Supplied material
= = = = =

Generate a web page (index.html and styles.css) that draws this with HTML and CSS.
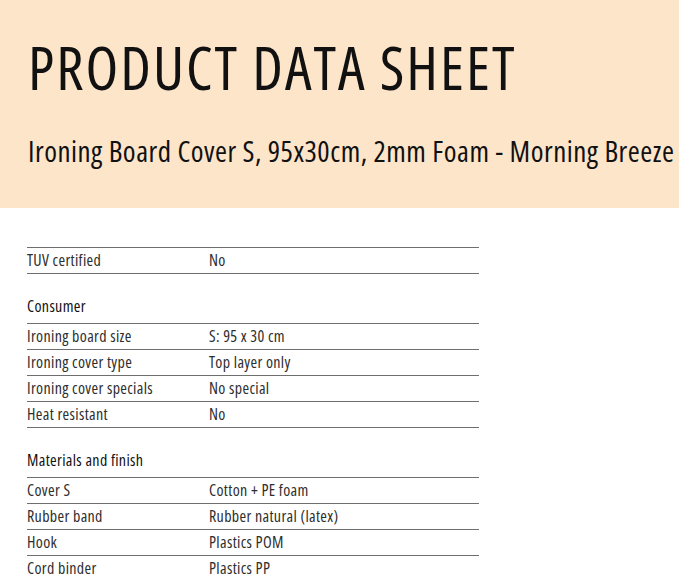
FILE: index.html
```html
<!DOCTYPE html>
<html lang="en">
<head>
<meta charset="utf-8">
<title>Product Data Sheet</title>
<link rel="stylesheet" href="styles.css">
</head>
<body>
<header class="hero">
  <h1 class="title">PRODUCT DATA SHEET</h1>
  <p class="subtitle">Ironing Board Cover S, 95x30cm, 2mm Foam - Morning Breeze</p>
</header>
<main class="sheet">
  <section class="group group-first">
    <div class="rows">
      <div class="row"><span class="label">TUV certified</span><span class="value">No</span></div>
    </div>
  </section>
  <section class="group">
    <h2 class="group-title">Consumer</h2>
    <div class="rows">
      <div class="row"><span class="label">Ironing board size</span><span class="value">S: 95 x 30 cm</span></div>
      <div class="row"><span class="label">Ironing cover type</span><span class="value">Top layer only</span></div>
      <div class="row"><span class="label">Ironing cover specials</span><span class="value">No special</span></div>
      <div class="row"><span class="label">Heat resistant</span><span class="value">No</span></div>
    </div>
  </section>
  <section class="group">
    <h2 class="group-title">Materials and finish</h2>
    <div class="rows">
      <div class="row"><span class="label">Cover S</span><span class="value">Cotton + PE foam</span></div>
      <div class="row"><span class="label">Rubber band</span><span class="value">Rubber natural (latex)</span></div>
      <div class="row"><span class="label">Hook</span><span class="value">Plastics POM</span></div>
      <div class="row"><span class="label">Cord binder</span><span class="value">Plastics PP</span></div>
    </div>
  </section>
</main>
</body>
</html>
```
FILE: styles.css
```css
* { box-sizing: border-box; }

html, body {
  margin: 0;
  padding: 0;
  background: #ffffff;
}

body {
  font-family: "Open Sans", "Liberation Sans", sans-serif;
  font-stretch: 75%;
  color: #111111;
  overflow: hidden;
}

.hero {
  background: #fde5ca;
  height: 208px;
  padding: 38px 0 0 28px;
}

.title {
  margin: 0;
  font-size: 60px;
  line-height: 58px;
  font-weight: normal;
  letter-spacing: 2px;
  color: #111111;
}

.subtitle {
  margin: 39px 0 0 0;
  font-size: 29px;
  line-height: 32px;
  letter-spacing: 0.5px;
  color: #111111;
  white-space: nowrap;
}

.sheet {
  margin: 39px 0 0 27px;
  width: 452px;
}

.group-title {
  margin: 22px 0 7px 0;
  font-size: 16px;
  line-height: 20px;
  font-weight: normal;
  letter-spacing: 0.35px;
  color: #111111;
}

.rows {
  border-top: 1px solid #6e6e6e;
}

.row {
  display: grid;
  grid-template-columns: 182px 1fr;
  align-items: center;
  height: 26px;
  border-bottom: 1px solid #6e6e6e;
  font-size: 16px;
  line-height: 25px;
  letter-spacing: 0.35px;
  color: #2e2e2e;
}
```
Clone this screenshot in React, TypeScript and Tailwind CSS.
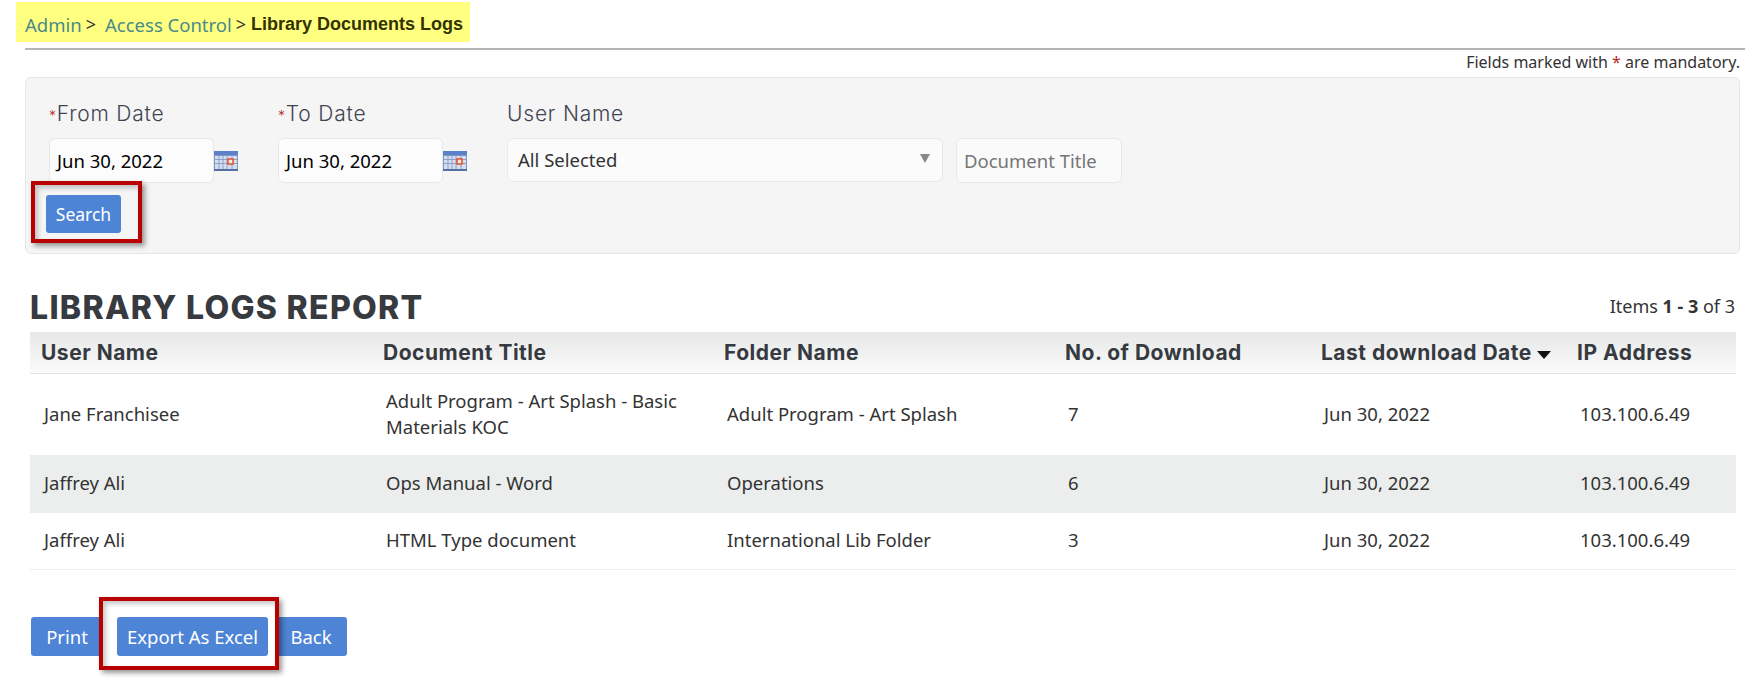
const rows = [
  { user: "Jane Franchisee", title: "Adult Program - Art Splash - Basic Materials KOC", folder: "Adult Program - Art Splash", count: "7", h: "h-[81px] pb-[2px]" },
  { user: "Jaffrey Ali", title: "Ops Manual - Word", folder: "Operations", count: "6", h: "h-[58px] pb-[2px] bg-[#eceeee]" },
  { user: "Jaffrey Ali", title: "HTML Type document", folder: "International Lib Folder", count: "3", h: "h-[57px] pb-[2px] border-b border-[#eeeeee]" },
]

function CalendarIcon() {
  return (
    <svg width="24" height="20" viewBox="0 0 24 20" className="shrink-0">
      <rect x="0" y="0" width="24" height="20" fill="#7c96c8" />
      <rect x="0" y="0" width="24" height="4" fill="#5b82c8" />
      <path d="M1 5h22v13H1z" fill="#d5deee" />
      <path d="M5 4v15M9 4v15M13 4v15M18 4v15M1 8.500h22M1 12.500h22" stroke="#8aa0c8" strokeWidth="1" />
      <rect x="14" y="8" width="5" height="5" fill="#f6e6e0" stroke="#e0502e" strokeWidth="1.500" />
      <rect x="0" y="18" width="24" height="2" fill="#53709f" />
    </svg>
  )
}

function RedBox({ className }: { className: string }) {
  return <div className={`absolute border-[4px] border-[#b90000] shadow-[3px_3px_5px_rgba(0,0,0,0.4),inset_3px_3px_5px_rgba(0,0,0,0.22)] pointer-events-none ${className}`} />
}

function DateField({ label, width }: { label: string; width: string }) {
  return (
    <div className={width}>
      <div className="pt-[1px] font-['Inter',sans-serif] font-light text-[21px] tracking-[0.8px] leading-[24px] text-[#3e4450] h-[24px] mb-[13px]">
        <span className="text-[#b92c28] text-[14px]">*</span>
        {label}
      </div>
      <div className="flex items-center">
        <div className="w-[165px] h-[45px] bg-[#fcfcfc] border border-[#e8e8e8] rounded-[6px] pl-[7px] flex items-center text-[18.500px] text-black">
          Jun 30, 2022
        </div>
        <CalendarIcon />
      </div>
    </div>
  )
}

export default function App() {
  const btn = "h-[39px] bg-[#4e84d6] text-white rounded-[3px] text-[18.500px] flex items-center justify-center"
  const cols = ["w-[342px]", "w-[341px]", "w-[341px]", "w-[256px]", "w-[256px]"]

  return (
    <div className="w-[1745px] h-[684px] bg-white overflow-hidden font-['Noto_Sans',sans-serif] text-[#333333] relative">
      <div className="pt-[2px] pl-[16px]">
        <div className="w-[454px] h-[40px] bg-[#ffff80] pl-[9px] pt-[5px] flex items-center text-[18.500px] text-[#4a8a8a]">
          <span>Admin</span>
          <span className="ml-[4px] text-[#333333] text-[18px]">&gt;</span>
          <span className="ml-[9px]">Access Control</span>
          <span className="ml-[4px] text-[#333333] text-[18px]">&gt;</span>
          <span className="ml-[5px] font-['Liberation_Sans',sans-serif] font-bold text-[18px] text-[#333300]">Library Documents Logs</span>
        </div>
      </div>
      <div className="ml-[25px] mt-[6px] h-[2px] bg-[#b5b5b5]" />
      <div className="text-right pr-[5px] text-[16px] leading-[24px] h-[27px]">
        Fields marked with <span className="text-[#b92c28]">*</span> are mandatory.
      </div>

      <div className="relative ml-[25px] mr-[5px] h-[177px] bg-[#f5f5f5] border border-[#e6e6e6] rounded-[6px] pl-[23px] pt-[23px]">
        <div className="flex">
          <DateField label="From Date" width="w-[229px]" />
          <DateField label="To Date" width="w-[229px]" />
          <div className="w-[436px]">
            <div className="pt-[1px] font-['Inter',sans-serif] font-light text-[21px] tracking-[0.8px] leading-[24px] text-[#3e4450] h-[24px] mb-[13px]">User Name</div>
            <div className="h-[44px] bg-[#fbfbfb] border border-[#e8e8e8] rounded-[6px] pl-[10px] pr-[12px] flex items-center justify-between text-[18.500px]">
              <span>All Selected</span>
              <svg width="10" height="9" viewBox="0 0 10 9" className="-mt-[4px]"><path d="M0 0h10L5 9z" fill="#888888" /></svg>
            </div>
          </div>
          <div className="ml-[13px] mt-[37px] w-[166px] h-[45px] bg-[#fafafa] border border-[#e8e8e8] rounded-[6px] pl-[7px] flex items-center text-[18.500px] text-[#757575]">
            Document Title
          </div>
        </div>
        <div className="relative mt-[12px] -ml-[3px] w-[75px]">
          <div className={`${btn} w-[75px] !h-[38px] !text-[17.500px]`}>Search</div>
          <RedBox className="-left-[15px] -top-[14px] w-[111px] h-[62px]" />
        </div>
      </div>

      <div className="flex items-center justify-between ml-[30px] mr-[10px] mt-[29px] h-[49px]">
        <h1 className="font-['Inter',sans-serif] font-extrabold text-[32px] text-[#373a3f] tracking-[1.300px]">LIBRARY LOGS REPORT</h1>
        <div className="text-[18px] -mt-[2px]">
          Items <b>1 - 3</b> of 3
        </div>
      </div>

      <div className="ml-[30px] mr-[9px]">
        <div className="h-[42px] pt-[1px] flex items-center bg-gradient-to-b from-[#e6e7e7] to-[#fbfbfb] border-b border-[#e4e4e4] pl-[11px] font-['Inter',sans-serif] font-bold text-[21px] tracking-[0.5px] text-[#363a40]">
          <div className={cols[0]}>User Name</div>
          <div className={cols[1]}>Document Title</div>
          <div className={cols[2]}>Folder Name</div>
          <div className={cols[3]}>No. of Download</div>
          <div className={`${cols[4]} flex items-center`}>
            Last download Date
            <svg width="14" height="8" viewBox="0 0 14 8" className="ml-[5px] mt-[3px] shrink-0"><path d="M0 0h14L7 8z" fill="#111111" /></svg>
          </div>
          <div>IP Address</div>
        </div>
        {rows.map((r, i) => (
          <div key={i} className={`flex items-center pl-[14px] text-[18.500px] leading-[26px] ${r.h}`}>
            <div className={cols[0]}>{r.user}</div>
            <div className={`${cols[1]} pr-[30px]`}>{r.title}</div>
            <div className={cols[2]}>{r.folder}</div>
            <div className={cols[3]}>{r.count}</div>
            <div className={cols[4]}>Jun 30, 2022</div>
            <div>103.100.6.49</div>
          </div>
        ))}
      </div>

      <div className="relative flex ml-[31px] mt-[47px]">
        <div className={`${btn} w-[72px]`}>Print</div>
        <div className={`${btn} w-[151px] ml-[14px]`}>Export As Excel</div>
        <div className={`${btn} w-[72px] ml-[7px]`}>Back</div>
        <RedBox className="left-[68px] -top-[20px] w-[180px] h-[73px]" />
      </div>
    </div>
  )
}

= = = = =

Instructions for the task
Search the lines for "index". Copy each line that has it.

Exercise response
Generate a web page (index.html and styles.css) that draws this with HTML and CSS.
FILE: index.html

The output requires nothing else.